The Germany part seems about half right. It's true we don't have a standing army or working tanks / jets / anything. But I doubt the production capacity is true. I mean we do make tanks to sell them around the world. 3 tanks a month seems super low
On December 14 2023 18:12 Harris1st wrote: The Germany part seems about half right. It's true we don't have a standing army or working tanks / jets / anything. But I doubt the production capacity is true. I mean we do make tanks to sell them around the world. 3 tanks a month seems super low
I wouldn't really say it's low. Tanks weren't in huge demand really and I would assume that most orders were in the form of "we need 20 tanks in 5 years" and such (checking some info I was able to find on it and most countries were ordering like 40-100 tanks, most of them older used models). No need for big production capabilities, 3/month sounds about right considering that the latest Leo costs around EUR 30 mil and it would primarily be used to replace older models in your own army which then could be sold outside. Also, a lot of those seem to be assembled on site (like in the Greece example where they ordered I think 140 Leos of which 100 were assembled in Greece or something like that).

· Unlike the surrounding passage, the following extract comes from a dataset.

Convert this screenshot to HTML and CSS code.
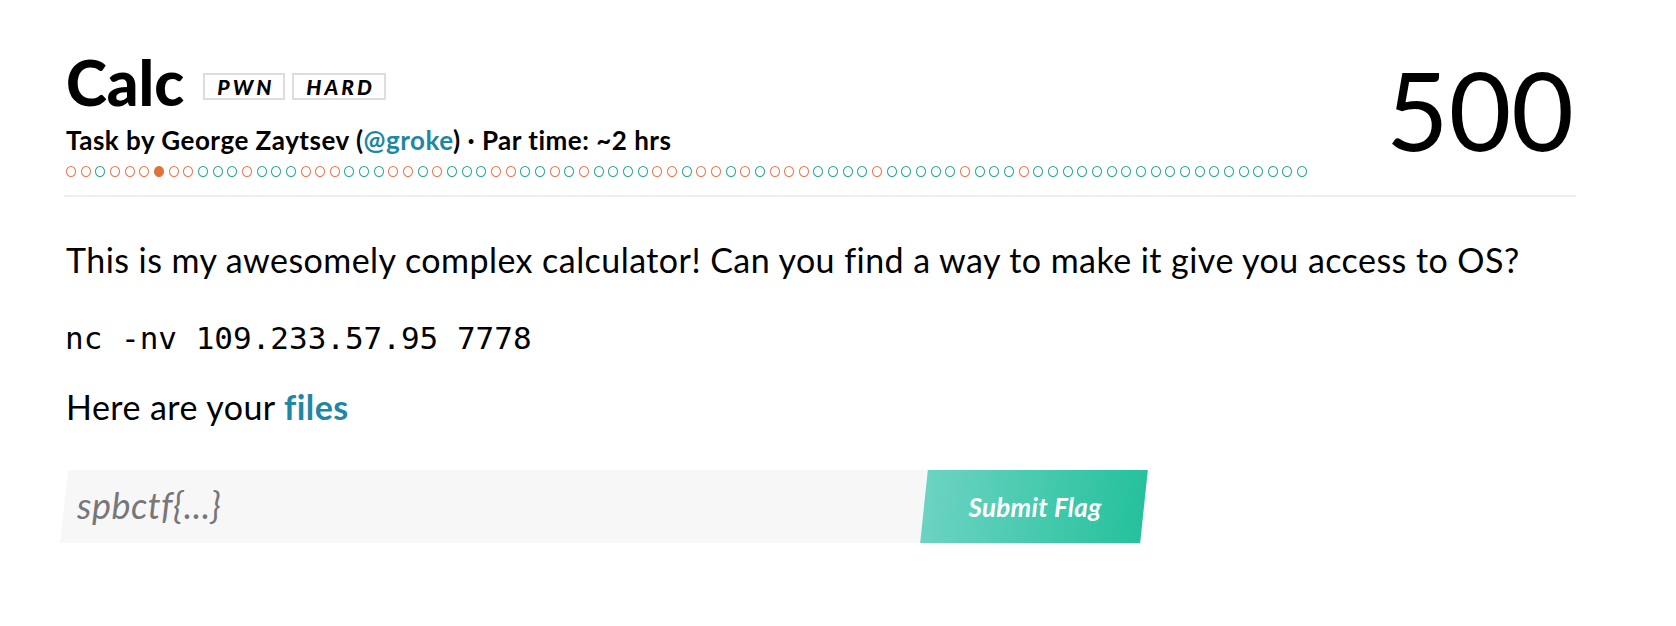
FILE: index.html
```html
<!DOCTYPE html>
<html>
<head>
<meta charset="utf-8">
<link rel="stylesheet" href="styles.css">
</head>
<body>
<div class="page">
  <header class="task-head">
    <div class="head-main">
      <div class="title-row">
        <h1 class="title">Calc</h1>
        <span class="badge">PWN</span>
        <span class="badge">HARD</span>
      </div>
      <div class="subtitle">Task by George Zaytsev (<a class="link" href="#">@groke</a>) · Par time: ~2 hrs</div>
      <div class="dots">
        <span class="dot o"></span><span class="dot o"></span><span class="dot g"></span><span class="dot o"></span><span class="dot o"></span><span class="dot o"></span><span class="dot f"></span><span class="dot o"></span><span class="dot o"></span><span class="dot g"></span>
        <span class="dot g"></span><span class="dot g"></span><span class="dot o"></span><span class="dot g"></span><span class="dot g"></span><span class="dot g"></span><span class="dot o"></span><span class="dot o"></span><span class="dot o"></span><span class="dot g"></span>
        <span class="dot g"></span><span class="dot g"></span><span class="dot o"></span><span class="dot o"></span><span class="dot g"></span><span class="dot o"></span><span class="dot g"></span><span class="dot g"></span><span class="dot g"></span><span class="dot o"></span>
        <span class="dot o"></span><span class="dot g"></span><span class="dot g"></span><span class="dot o"></span><span class="dot g"></span><span class="dot o"></span><span class="dot g"></span><span class="dot g"></span><span class="dot g"></span><span class="dot g"></span>
        <span class="dot o"></span><span class="dot o"></span><span class="dot g"></span><span class="dot o"></span><span class="dot o"></span><span class="dot g"></span><span class="dot o"></span><span class="dot g"></span><span class="dot o"></span><span class="dot o"></span>
        <span class="dot o"></span><span class="dot g"></span><span class="dot g"></span><span class="dot g"></span><span class="dot g"></span><span class="dot o"></span><span class="dot g"></span><span class="dot g"></span><span class="dot g"></span><span class="dot g"></span>
        <span class="dot g"></span><span class="dot o"></span><span class="dot g"></span><span class="dot g"></span><span class="dot g"></span><span class="dot o"></span><span class="dot g"></span><span class="dot g"></span><span class="dot g"></span><span class="dot g"></span>
        <span class="dot g"></span><span class="dot g"></span><span class="dot g"></span><span class="dot g"></span><span class="dot g"></span><span class="dot g"></span><span class="dot g"></span><span class="dot g"></span><span class="dot g"></span><span class="dot g"></span>
        <span class="dot g"></span><span class="dot g"></span><span class="dot g"></span><span class="dot g"></span><span class="dot g"></span>
      </div>
    </div>
    <div class="score">500</div>
  </header>

  <section class="task-body">
    <p class="para">This is my awesomely complex calculator! Can you find a way to make it give you access to OS?</p>
    <p class="code">nc -nv 109.233.57.95 7778</p>
    <p class="para last">Here are your <a class="link strong" href="#">files</a></p>
  </section>

  <form class="flag-form">
    <div class="field"><input class="flag-input" type="text" placeholder="spbctf{...}"></div>
    <button class="submit" type="button"><span class="submit-label">Submit Flag</span></button>
  </form>
</div>
</body>
</html>
```

FILE: styles.css
```css
html, body {
  margin: 0;
  padding: 0;
  background: #ffffff;
}

body {
  font-family: "Lato", "Noto Sans", sans-serif;
  color: #000;
}

.page {
  width: 1512px;
  margin-left: 64px;
  padding-top: 50px;
}

.task-head {
  display: flex;
  justify-content: space-between;
  align-items: flex-start;
  border-bottom: 2px solid #eeeeee;
  padding-bottom: 18px;
}

.head-main {
  display: flex;
  flex-direction: column;
  padding-left: 2px;
}

.title-row {
  display: flex;
  align-items: center;
  height: 64px;
}

.title {
  margin: 0 19px 0 0;
  font-size: 62px;
  line-height: 64px;
  font-weight: 900;
}

.badge {
  display: inline-block;
  box-sizing: border-box;
  height: 27px;
  line-height: 23px;
  padding: 0 9px 0 12px;
  margin-right: 7px;
  margin-top: 8px;
  border: 2px solid #dddddd;
  font-size: 21px;
  font-weight: 900;
  font-style: italic;
  letter-spacing: 3px;
}

.subtitle {
  margin-top: 11px;
  font-size: 26px;
  line-height: 30px;
  font-weight: 700;
  letter-spacing: 0.5px;
}

.link {
  color: #1f87a3;
  text-decoration: none;
}

.strong {
  font-weight: 700;
}

.dots {
  display: flex;
  align-items: center;
  gap: 4.67px;
  margin-top: 11px;
}

.dot {
  box-sizing: border-box;
  width: 10px;
  height: 11px;
  border-radius: 50%;
  border: 1.7px solid #e8734c;
}

.dot.g {
  border-color: #1fa591;
}

.dot.f {
  background: #e0733a;
  border-color: #e0733a;
}

.score {
  font-size: 108px;
  line-height: 108px;
  font-weight: 400;
  margin-top: 5px;
  margin-right: 2px;
}

.task-body {
  padding-top: 41px;
}

.para {
  margin: 0 0 36px 2px;
  font-size: 34px;
  line-height: 44px;
  letter-spacing: 0.45px;
}

.para.last {
  margin-bottom: 0;
}

.code {
  margin: 0 0 27px 1px;
  font-family: "DejaVu Sans Mono", "Liberation Mono", monospace;
  font-size: 31px;
  line-height: 40px;
}

.flag-form {
  display: flex;
  margin-top: 41px;
}

.field {
  position: relative;
  isolation: isolate;
  width: 860px;
  height: 73px;
}

.field::before {
  content: "";
  position: absolute;
  inset: 0;
  background: #f7f7f7;
  transform: skewX(-6deg);
  z-index: -1;
}

.flag-input {
  box-sizing: border-box;
  width: 100%;
  height: 100%;
  border: 0;
  outline: none;
  background: transparent;
  padding: 0 0 4px 13px;
  font-family: "Lato", sans-serif;
  font-style: italic;
  font-size: 36px;
  letter-spacing: 0.5px;
  color: #333;
}

.flag-input::placeholder {
  color: #777777;
}

.submit {
  position: relative;
  isolation: isolate;
  width: 220px;
  height: 73px;
  border: 0;
  padding: 0;
  background: transparent;
  cursor: pointer;
}

.submit::before {
  content: "";
  position: absolute;
  inset: 0;
  background: linear-gradient(90deg, #6cd3c2 0%, #25c19c 100%);
  transform: skewX(-6deg);
  z-index: -1;
}

.submit-label {
  font-family: "Lato", sans-serif;
  font-size: 26px;
  font-weight: 700;
  font-style: italic;
  letter-spacing: 0.3px;
  color: #ffffff;
  margin-left: 2px;
}
```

Wikipedia states that during the Cold War they were able to produce 16 tanks per month and have retained the capability to ramp back up to this number if materials and supply chains were available.
Edit:
It seems that Russia is capable of producing about 300-500 tanks/month. Not sure if this is accurate since we don't really know if they have the materials and components required to produce them.
According to the UK intelligence the newly-formed 104th Guards Airborne Division (104 GAD) of the VDV (russia’s airborne forces) highly likely suffered exceptionally heavy losses and failed to achieve its objectives.
They were sent to fight against Ukrainian bridgehead near Krynky and got beaten badly.
Following the incident, russian ‘milbloggers’ called on the Dnipro Group of Forces Commander, Colonel General Mikhail Teplinsky, to resign.